Thoughts on Today’s Lessons for Sunday, Nov. 17, 2013.
Nearing the end of Isaiah’s account of the people’s loss of Jerusalem and the temple, their exile and eventual return, in this reading the prophet celebrates God’s plan for the new Jerusalem as a joy and a delight. A city with no weeping, no distress … no death in childbirth, no pain … joyous lives of 100 years of youthful strength! And, at the end, it is a holy place of peace, where the lion and the lamb rest together and none shall hurt or destroy.
Psalm: Isaiah 12:2-6 (Canticle 9 BCP)
These verses from earlier in Isaiah, read as our Psalm today, are familiar to Episcopalians as Canticle 9 in Morning Prayer.

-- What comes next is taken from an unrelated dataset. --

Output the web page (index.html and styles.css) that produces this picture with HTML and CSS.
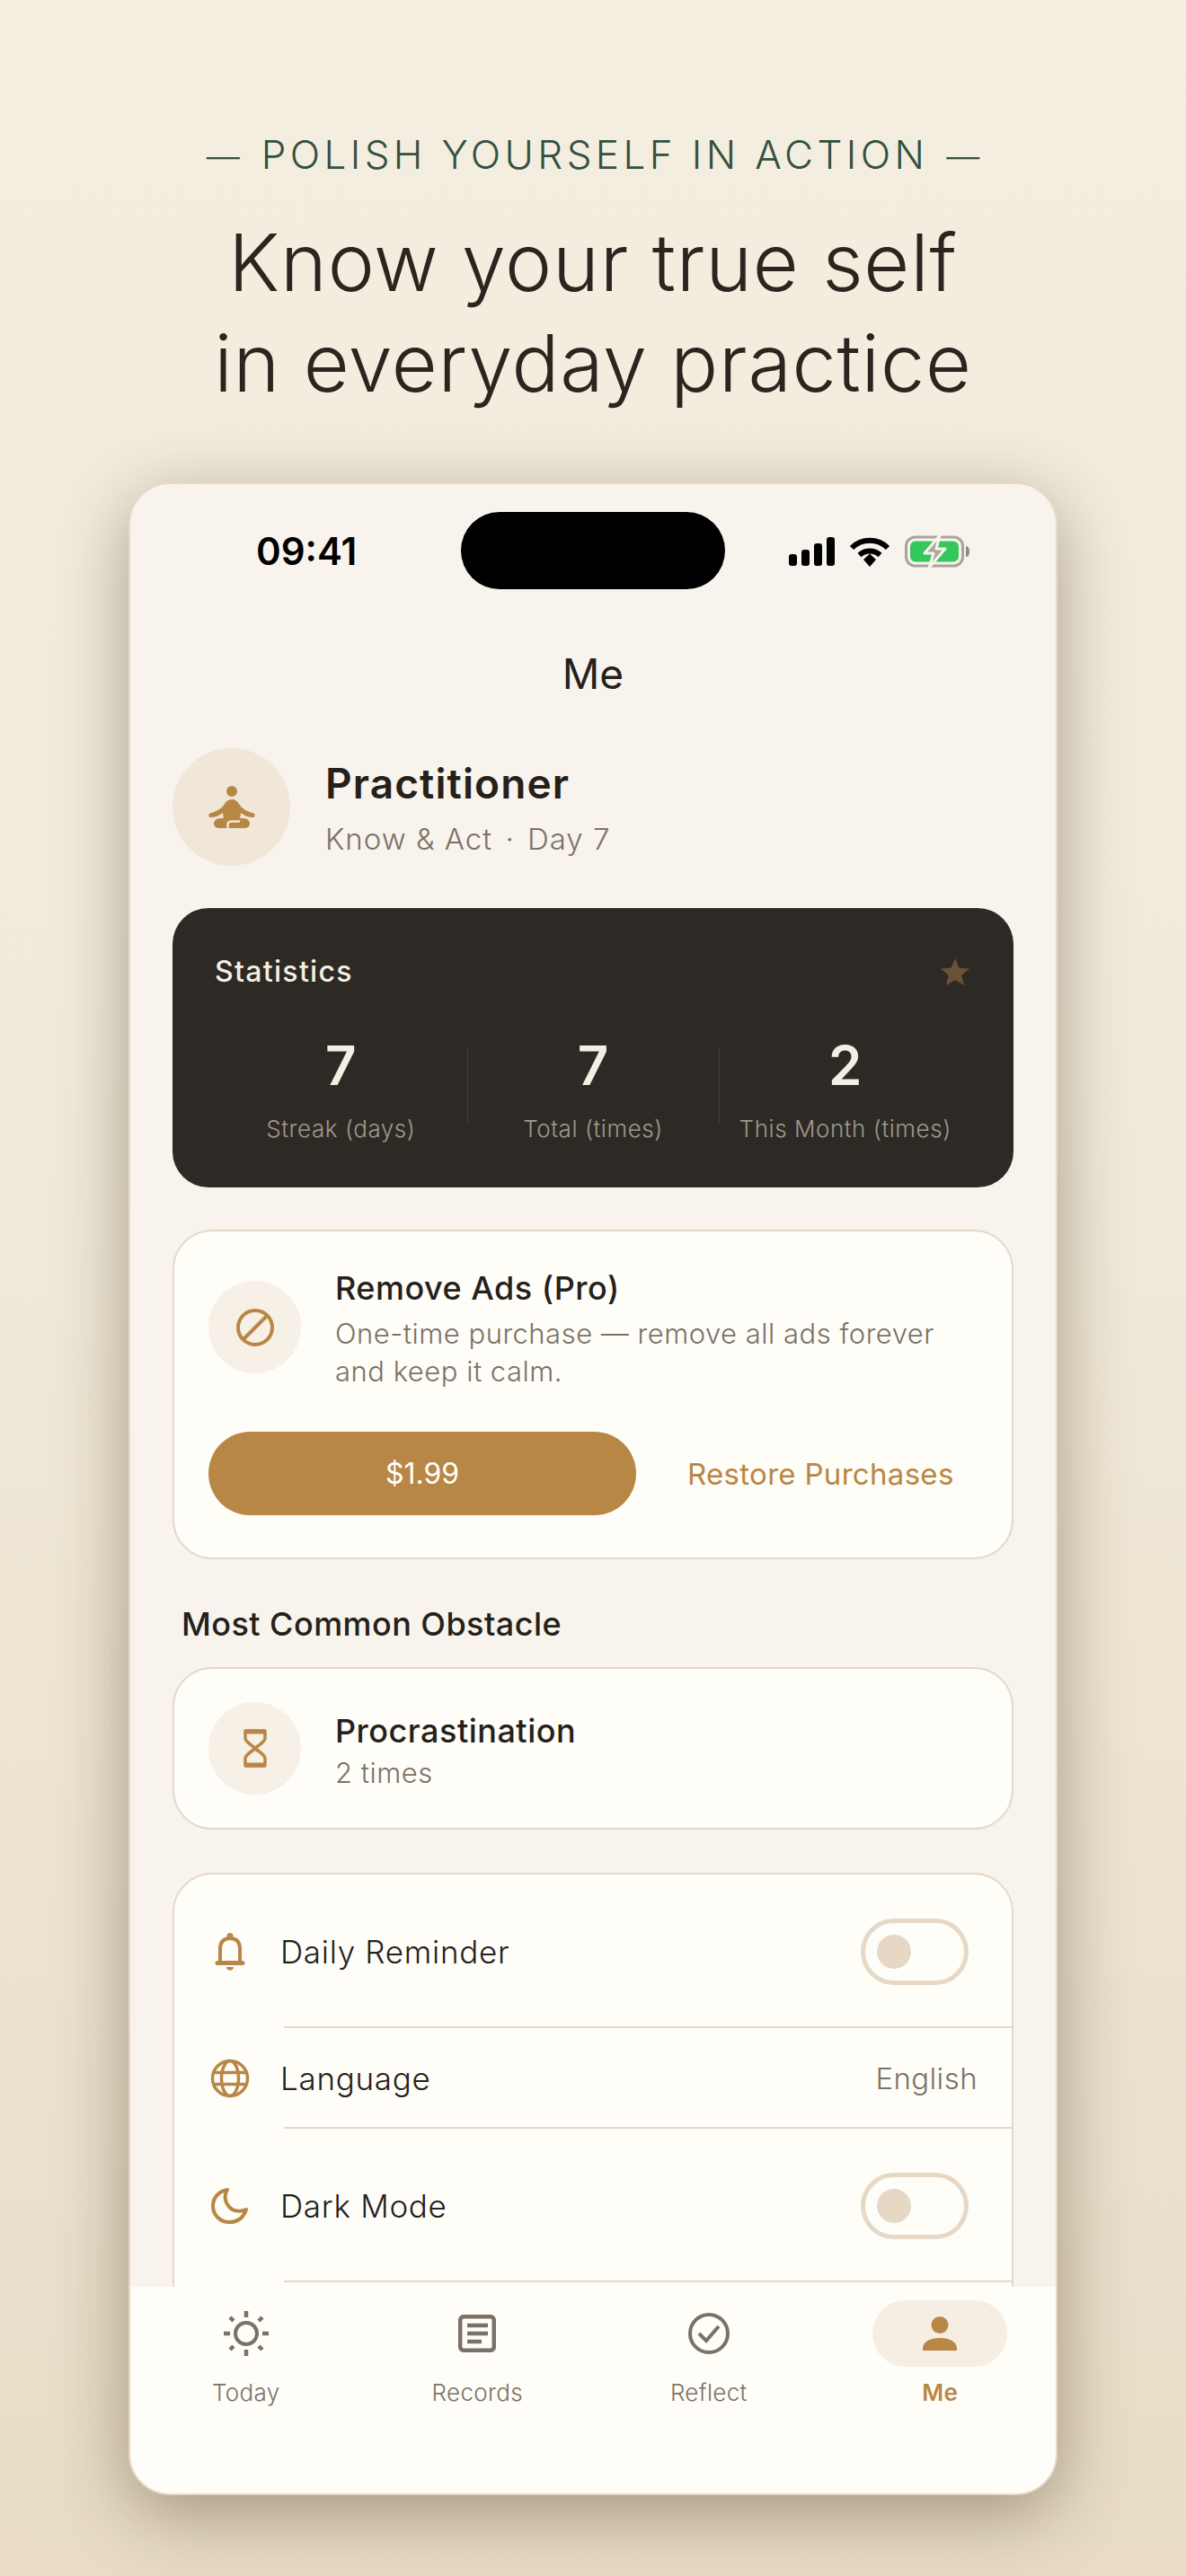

The prophet, foreseeing the destruction of the Temple, nevertheless declares God our stronghold and our sure defense, who can be trusted to save us even in threatening times when we feel frightened and vulnerable.
Second Reading: 2 Thessalonians 2:1-5, 13-17
“Anyone unwilling to work should not eat.” Too often we hear this harsh judgment echoed in modern times. In context, this letter, written in Paul’s name in a time of Roman persecution, calls members of a specific church community to pull their fair weight in a battle against an immediate challenge. Nowadays, however, it’s best not to judge, but to humbly heed Jesus’s urgent words in Matthew 23: “Just as you did it to the least of these, you did it to me.”
Gospel: Luke 21:5-19
Here’s context for this scary forecast of war and destruction: The evangelist we know as Luke wrote this Gospel to a primarily Gentile audience some 70 years after the Crucifixion and 30 years after the Romans destroyed Jerusalem and the Temple. He is telling a known story in the form of a lesson from Jesus, bearing a truth that works as well for us as for Christians in Luke’s own time of persecution: God is with us. Even when we’re betrayed, scorned, hated and hurt, “By our endurance we will gain our souls.”